Restate word for word the lines that begin the listing and end with the line holding "const RING_GAP = 11".
-------- MATERIAL --------
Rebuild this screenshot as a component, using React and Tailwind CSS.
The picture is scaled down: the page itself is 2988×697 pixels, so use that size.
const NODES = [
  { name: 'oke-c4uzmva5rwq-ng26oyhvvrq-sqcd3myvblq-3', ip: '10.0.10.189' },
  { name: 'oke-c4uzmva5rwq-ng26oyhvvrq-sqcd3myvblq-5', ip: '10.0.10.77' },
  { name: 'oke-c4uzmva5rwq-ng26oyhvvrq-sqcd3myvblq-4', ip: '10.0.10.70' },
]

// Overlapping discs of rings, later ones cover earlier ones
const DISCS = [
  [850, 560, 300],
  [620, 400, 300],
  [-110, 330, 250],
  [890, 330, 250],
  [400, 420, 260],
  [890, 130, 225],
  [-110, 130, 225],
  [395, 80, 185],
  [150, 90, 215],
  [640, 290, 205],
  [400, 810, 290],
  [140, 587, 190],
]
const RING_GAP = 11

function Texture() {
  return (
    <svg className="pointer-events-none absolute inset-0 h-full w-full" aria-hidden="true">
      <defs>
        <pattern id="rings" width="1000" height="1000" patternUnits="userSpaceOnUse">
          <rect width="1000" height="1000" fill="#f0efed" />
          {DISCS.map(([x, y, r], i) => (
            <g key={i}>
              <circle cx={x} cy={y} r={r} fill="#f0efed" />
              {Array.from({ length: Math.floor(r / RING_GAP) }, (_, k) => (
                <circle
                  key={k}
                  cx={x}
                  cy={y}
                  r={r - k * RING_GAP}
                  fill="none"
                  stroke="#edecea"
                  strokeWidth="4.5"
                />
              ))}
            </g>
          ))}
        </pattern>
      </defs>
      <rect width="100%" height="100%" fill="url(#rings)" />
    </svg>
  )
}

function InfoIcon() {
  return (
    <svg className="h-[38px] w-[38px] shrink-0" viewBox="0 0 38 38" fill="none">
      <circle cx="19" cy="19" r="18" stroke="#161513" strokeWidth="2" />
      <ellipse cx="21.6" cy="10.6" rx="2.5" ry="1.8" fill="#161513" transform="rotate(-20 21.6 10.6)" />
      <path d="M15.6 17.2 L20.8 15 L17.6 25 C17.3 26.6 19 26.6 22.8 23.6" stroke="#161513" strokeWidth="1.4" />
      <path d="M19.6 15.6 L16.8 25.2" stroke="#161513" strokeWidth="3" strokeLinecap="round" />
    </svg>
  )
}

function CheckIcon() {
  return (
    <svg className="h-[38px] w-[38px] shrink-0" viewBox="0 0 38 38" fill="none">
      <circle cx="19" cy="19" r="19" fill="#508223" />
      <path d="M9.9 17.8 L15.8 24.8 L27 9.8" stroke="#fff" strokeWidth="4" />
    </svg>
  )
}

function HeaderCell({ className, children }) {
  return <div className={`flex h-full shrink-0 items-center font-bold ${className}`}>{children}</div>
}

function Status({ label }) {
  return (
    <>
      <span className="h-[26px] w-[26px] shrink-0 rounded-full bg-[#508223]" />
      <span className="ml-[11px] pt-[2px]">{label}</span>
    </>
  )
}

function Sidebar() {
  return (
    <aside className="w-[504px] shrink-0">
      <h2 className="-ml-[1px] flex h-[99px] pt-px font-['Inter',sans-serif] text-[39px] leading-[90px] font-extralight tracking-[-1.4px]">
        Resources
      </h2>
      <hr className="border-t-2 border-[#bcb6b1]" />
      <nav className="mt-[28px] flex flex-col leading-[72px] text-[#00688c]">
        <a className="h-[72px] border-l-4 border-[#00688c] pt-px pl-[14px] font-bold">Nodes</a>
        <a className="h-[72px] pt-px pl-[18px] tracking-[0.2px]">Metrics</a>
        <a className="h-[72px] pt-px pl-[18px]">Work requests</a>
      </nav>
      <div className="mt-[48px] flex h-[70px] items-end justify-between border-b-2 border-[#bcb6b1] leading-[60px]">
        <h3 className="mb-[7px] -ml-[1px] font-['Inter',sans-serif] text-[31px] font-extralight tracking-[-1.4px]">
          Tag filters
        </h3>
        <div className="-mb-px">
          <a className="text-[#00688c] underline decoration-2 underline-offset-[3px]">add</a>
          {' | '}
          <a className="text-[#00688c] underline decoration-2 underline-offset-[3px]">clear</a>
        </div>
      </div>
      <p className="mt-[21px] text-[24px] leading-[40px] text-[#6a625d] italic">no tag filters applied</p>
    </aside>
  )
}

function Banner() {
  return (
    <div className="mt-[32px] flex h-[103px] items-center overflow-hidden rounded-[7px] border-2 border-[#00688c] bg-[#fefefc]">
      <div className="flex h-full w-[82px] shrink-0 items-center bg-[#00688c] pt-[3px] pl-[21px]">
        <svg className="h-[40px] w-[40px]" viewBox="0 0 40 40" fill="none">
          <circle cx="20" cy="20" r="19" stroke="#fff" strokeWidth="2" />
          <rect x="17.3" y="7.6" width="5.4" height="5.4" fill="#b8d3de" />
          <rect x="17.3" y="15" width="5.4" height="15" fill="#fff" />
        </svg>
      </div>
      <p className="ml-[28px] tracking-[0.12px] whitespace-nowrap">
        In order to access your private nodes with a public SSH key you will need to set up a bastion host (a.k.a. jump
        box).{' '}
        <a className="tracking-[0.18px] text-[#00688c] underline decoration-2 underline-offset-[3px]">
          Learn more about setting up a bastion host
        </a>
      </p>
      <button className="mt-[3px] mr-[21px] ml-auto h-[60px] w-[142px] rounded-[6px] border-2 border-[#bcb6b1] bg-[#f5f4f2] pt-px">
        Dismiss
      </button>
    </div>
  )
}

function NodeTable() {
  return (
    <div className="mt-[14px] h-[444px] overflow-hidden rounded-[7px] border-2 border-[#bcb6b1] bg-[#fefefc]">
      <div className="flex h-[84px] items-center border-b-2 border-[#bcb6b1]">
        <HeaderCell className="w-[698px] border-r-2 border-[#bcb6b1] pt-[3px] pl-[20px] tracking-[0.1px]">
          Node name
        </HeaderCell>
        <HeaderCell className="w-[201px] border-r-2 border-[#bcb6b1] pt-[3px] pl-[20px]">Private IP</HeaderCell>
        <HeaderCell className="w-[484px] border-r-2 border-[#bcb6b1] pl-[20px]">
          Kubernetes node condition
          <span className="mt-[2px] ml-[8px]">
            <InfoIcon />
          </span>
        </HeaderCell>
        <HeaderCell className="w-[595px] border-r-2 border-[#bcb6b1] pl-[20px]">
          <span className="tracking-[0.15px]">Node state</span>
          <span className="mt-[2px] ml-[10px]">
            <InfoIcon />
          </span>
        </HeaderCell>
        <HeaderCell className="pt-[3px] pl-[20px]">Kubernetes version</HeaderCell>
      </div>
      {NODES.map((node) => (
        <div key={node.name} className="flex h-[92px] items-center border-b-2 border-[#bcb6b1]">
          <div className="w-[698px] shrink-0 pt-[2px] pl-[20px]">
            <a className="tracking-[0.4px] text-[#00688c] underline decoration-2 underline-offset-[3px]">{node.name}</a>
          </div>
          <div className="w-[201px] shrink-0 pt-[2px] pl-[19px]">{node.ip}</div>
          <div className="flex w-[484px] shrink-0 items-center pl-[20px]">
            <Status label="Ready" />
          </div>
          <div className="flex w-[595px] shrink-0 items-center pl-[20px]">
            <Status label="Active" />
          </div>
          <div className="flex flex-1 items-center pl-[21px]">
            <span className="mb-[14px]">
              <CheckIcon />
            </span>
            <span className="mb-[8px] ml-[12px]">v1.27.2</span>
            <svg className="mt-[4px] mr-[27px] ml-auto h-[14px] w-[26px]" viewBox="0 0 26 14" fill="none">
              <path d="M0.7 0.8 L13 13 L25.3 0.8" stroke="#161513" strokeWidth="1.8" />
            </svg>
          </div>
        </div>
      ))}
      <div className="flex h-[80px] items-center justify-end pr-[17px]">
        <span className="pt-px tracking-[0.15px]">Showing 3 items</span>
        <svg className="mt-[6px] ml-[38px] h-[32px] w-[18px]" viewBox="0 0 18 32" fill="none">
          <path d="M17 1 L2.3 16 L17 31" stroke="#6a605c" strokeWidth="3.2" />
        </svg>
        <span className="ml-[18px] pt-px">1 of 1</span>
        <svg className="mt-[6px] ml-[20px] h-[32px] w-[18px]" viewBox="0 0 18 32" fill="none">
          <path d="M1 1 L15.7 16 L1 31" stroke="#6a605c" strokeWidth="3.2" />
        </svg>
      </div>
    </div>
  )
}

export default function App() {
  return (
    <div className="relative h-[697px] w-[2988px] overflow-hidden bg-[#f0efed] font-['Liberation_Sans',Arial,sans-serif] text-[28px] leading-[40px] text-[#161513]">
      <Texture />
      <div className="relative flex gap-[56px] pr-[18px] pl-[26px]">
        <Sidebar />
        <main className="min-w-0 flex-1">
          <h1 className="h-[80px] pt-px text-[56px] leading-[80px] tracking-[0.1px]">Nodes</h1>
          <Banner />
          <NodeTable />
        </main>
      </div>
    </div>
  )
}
--------
SOLUTION BELOW >>
Rebuild this screenshot as a component, using React and Tailwind CSS.
The picture is scaled down: the page itself is 2988×697 pixels, so use that size.
const NODES = [
  { name: 'oke-c4uzmva5rwq-ng26oyhvvrq-sqcd3myvblq-3', ip: '10.0.10.189' },
  { name: 'oke-c4uzmva5rwq-ng26oyhvvrq-sqcd3myvblq-5', ip: '10.0.10.77' },
  { name: 'oke-c4uzmva5rwq-ng26oyhvvrq-sqcd3myvblq-4', ip: '10.0.10.70' },
]

// Overlapping discs of rings, later ones cover earlier ones
const DISCS = [
  [850, 560, 300],
  [620, 400, 300],
  [-110, 330, 250],
  [890, 330, 250],
  [400, 420, 260],
  [890, 130, 225],
  [-110, 130, 225],
  [395, 80, 185],
  [150, 90, 215],
  [640, 290, 205],
  [400, 810, 290],
  [140, 587, 190],
]
const RING_GAP = 11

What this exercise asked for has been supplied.